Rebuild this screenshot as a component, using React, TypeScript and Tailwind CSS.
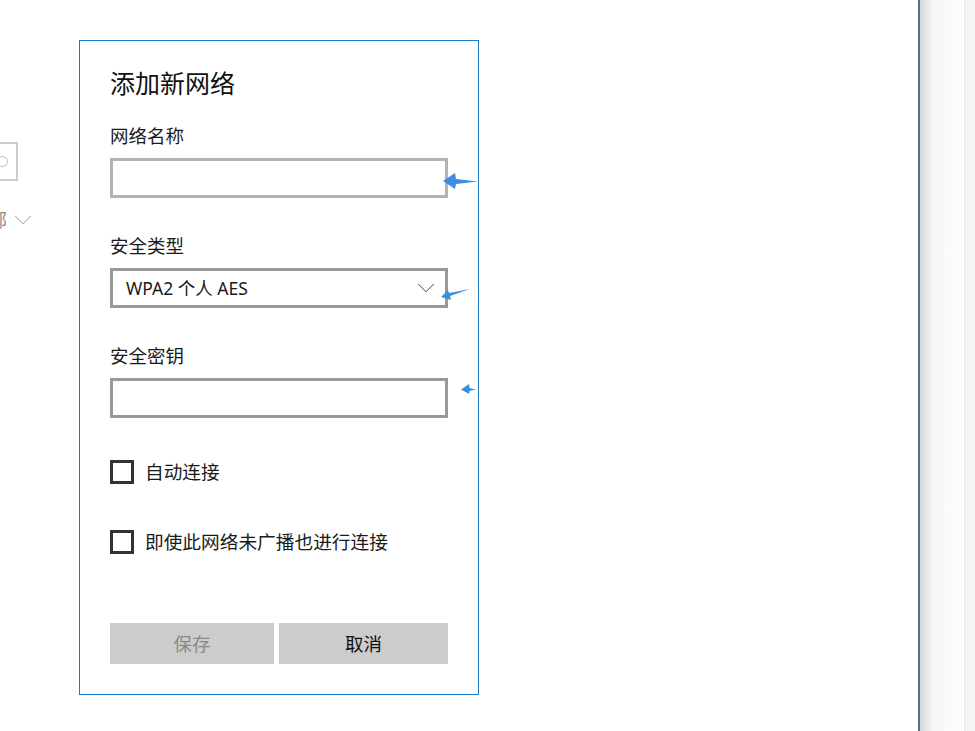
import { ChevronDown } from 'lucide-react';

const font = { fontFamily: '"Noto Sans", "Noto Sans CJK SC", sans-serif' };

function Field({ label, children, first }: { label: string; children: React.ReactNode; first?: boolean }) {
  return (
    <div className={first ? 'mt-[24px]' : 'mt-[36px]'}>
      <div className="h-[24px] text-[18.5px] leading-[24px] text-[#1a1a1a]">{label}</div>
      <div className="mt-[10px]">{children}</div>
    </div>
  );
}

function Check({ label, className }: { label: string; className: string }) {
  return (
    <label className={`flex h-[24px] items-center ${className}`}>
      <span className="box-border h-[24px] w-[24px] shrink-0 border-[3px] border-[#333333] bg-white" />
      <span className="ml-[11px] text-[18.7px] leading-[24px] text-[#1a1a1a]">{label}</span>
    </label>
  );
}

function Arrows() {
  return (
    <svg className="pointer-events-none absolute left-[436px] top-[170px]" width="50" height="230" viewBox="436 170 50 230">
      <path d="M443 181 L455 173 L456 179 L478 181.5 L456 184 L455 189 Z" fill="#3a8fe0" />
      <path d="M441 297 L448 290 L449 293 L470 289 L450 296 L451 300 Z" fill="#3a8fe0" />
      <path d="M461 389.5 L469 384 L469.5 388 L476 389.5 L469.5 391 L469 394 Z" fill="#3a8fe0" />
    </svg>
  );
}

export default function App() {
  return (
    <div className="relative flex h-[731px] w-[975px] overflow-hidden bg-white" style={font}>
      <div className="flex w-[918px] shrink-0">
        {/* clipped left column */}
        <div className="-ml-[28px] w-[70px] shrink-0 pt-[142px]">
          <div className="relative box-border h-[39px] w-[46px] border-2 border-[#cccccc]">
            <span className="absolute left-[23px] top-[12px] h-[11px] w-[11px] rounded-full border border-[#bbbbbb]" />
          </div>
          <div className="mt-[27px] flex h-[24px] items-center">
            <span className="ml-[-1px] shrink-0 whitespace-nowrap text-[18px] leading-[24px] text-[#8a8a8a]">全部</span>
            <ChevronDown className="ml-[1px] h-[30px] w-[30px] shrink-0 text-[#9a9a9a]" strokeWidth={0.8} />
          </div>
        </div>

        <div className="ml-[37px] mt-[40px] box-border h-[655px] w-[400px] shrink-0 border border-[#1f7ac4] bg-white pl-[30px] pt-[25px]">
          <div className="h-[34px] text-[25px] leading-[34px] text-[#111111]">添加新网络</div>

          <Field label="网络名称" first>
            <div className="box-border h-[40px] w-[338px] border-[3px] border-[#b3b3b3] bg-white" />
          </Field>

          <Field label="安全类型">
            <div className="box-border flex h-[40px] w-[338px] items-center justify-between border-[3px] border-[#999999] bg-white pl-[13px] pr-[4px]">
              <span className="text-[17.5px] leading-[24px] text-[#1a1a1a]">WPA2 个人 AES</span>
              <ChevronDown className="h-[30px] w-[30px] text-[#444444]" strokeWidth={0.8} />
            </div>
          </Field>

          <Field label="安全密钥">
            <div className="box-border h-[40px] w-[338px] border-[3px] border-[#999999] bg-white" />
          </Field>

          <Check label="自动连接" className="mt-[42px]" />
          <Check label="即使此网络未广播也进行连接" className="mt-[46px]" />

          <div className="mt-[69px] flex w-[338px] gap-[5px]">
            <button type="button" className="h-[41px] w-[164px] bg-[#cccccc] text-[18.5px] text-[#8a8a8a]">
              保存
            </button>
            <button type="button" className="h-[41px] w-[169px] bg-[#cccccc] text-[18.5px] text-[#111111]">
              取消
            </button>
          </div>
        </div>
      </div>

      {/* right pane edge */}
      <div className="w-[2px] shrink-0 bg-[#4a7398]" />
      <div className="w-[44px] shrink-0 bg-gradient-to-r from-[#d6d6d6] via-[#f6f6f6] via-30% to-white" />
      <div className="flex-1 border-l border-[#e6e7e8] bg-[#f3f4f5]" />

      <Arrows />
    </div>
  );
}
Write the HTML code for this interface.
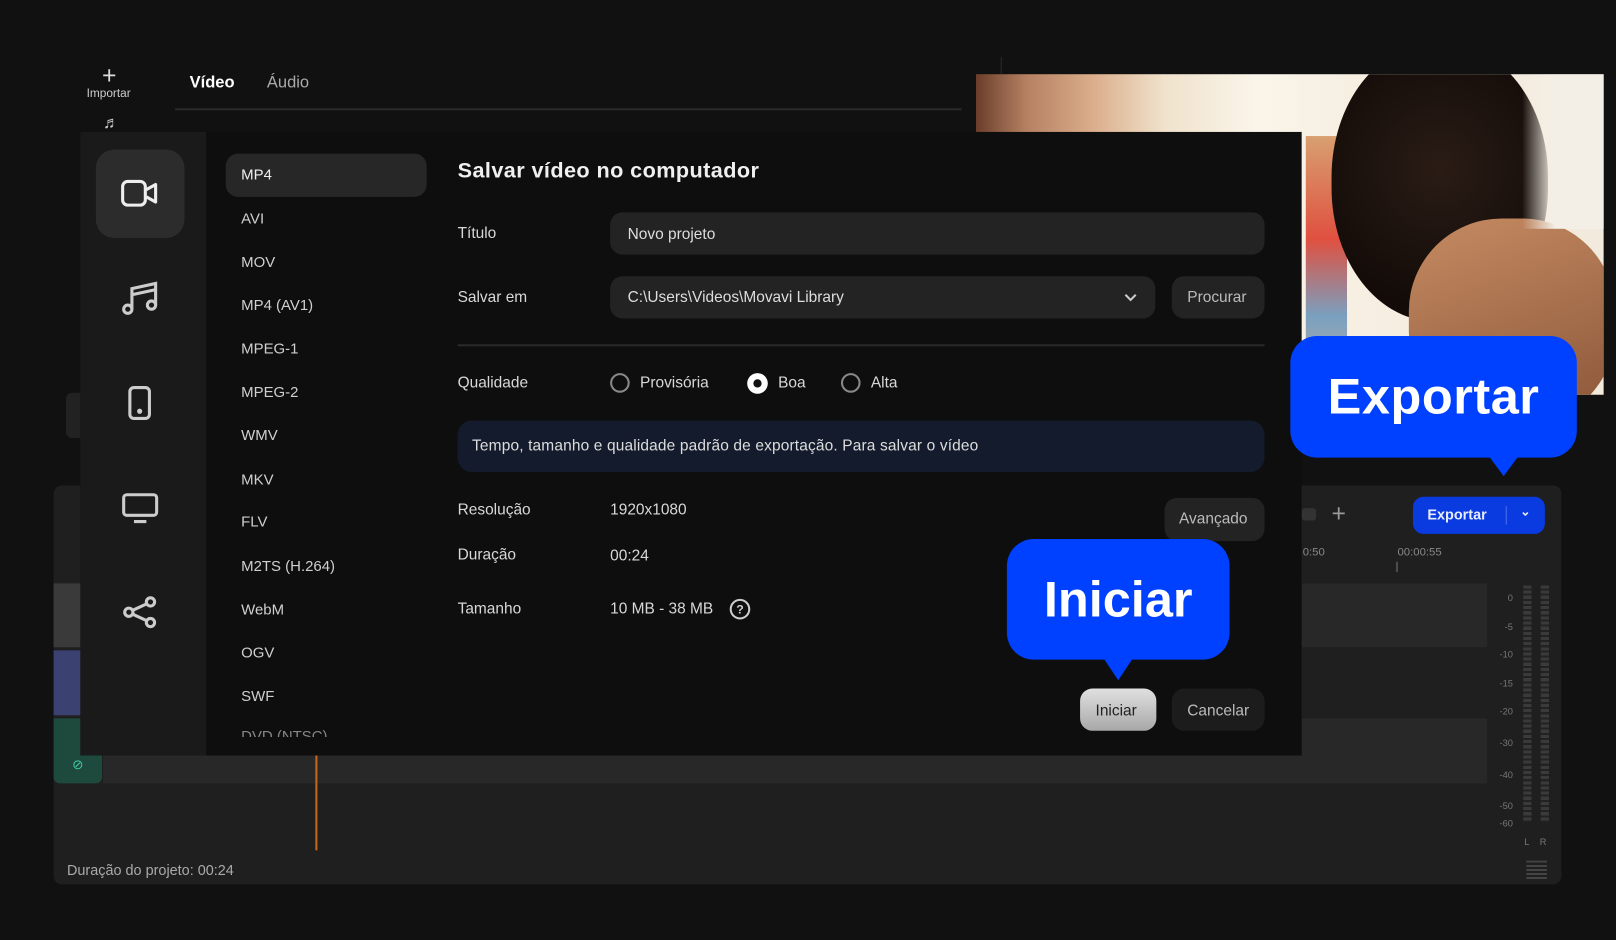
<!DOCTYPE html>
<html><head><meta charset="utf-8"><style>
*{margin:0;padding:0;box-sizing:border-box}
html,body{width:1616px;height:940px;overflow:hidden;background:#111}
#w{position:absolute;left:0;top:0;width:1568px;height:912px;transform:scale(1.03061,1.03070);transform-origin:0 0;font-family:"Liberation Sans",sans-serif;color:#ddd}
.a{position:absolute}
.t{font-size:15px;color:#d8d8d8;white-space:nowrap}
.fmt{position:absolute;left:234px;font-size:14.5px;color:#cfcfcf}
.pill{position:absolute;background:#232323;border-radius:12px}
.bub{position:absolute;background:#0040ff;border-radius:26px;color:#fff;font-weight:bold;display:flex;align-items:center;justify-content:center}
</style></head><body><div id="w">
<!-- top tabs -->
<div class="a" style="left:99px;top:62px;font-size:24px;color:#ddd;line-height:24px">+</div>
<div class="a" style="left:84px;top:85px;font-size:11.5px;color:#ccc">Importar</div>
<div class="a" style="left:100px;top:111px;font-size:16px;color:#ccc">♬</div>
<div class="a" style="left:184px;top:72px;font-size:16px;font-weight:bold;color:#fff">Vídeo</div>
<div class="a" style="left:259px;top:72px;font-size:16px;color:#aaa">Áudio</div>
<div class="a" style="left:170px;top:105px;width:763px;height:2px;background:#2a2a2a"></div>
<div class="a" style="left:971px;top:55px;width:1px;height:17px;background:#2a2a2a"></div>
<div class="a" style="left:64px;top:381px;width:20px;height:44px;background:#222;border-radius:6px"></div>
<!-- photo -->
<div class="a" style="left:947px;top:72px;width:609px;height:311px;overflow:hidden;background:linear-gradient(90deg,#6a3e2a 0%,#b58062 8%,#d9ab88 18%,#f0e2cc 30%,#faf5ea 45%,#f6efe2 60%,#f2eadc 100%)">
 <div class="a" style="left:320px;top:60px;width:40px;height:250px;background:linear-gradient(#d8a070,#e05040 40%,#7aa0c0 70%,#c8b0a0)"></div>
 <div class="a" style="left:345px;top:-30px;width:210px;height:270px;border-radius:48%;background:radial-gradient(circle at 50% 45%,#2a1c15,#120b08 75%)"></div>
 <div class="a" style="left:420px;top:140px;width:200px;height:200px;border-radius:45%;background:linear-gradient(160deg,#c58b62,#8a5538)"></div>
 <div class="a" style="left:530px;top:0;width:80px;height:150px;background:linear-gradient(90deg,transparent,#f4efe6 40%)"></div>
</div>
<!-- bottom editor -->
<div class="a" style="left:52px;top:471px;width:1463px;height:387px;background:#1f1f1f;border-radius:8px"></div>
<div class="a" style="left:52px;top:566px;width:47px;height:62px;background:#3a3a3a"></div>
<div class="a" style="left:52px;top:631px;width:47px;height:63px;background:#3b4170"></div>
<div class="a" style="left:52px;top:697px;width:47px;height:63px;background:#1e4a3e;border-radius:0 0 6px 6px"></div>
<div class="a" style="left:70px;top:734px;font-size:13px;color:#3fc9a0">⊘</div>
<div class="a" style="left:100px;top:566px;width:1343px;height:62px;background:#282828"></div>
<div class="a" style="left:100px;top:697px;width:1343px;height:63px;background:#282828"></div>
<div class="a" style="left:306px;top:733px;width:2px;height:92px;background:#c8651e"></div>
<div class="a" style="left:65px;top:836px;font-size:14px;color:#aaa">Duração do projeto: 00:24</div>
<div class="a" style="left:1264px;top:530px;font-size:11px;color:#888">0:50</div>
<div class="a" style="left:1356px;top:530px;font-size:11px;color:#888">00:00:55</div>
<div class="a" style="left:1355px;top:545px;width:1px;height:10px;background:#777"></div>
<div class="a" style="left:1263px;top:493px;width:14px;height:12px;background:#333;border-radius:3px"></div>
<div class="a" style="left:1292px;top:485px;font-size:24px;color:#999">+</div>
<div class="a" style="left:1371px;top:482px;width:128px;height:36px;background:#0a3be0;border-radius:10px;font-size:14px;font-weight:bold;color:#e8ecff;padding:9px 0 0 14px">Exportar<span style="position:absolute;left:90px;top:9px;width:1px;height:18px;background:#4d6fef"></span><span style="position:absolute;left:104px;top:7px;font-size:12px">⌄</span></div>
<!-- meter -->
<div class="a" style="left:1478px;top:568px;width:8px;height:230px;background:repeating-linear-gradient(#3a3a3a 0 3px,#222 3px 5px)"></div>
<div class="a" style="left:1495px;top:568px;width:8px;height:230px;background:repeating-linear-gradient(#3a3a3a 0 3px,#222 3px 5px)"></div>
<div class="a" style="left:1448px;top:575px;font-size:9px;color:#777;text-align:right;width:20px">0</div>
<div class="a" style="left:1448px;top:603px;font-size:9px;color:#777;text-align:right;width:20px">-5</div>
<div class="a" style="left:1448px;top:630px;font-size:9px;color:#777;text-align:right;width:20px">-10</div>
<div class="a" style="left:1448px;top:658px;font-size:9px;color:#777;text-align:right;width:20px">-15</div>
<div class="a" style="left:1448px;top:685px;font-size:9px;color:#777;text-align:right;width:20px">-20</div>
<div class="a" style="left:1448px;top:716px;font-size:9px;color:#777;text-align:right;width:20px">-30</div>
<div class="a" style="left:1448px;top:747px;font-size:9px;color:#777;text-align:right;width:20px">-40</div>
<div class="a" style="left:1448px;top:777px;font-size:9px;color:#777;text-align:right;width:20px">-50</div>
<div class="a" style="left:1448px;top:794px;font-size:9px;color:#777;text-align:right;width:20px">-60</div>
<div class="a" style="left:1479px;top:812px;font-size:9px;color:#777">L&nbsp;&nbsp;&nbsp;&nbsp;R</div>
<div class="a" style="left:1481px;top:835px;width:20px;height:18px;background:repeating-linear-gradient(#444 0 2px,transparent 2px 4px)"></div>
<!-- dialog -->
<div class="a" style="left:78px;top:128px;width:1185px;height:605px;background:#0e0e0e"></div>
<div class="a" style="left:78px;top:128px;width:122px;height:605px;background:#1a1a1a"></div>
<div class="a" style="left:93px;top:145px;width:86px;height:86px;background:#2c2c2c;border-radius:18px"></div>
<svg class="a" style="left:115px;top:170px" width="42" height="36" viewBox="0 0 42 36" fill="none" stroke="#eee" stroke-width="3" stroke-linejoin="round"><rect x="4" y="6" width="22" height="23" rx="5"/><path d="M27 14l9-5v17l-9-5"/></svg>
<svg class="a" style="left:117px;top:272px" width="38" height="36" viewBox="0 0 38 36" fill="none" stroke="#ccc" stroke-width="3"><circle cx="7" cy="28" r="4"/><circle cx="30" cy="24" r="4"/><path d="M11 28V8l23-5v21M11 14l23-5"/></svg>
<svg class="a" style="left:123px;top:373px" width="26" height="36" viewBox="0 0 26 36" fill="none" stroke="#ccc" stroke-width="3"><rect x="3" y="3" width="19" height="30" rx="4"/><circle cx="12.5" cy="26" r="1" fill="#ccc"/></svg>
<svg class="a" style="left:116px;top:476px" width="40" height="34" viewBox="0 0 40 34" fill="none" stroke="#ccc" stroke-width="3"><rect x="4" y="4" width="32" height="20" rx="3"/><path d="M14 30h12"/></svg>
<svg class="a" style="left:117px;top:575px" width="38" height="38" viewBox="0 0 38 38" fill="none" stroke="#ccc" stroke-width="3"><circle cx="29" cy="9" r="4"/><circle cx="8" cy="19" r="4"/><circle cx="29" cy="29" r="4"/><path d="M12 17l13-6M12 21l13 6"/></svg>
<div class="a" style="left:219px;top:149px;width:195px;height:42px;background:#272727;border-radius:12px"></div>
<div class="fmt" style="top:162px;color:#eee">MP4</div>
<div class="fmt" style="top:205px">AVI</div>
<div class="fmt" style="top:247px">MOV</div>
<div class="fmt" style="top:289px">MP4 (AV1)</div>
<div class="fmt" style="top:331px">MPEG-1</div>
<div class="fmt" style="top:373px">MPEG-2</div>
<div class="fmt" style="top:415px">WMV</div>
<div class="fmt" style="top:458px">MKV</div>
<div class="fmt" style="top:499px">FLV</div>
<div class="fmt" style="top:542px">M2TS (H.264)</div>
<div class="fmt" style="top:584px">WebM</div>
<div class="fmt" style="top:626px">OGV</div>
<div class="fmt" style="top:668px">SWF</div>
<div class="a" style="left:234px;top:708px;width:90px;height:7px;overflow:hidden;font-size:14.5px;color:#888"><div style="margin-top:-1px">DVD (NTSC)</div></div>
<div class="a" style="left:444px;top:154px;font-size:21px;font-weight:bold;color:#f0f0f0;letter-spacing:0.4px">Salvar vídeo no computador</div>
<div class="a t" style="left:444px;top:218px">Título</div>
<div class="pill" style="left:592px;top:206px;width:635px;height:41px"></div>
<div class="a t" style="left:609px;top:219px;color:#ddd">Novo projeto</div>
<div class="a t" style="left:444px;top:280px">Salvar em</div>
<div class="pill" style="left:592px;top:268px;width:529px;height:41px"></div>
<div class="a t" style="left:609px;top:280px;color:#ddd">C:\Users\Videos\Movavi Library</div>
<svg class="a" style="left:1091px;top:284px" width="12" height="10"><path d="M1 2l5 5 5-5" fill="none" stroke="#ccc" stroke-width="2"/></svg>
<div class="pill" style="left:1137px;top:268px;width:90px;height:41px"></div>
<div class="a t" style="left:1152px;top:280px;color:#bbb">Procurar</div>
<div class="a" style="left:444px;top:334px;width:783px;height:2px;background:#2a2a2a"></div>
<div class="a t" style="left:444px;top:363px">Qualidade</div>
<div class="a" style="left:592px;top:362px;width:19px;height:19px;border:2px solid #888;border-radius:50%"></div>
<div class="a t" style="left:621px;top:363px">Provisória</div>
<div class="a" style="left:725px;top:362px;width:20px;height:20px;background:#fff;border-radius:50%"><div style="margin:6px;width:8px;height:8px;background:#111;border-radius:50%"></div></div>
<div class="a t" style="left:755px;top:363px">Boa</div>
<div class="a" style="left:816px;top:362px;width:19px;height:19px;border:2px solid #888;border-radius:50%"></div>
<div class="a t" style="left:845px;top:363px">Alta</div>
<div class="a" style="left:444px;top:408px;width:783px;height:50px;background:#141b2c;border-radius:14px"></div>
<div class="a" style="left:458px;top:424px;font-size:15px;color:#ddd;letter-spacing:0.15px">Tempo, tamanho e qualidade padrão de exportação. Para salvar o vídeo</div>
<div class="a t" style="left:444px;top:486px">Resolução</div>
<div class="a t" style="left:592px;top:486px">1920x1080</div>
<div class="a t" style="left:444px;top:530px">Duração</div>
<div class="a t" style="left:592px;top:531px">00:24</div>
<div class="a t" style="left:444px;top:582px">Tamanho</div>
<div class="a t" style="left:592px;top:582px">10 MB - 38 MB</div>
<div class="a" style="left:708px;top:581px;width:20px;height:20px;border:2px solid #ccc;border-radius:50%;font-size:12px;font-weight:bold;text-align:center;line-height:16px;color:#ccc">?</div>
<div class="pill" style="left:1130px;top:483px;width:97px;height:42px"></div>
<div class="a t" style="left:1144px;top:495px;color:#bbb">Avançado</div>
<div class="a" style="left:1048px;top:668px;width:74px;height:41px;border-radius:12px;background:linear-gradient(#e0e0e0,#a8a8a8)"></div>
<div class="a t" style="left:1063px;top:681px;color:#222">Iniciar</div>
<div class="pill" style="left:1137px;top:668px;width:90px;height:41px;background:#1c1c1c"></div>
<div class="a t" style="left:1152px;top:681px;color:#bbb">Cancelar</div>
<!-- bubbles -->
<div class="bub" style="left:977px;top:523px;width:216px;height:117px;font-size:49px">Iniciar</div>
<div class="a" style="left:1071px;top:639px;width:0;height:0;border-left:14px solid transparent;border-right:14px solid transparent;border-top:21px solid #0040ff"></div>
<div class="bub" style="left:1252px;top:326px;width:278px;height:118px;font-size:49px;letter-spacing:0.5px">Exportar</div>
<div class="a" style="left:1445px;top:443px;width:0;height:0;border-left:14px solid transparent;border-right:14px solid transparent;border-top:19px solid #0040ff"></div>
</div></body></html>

GIVEN PROBLEM
Each line of the material that holds the string "this" counts once; give the total alone.

REPLY TO THE EXERCISE
2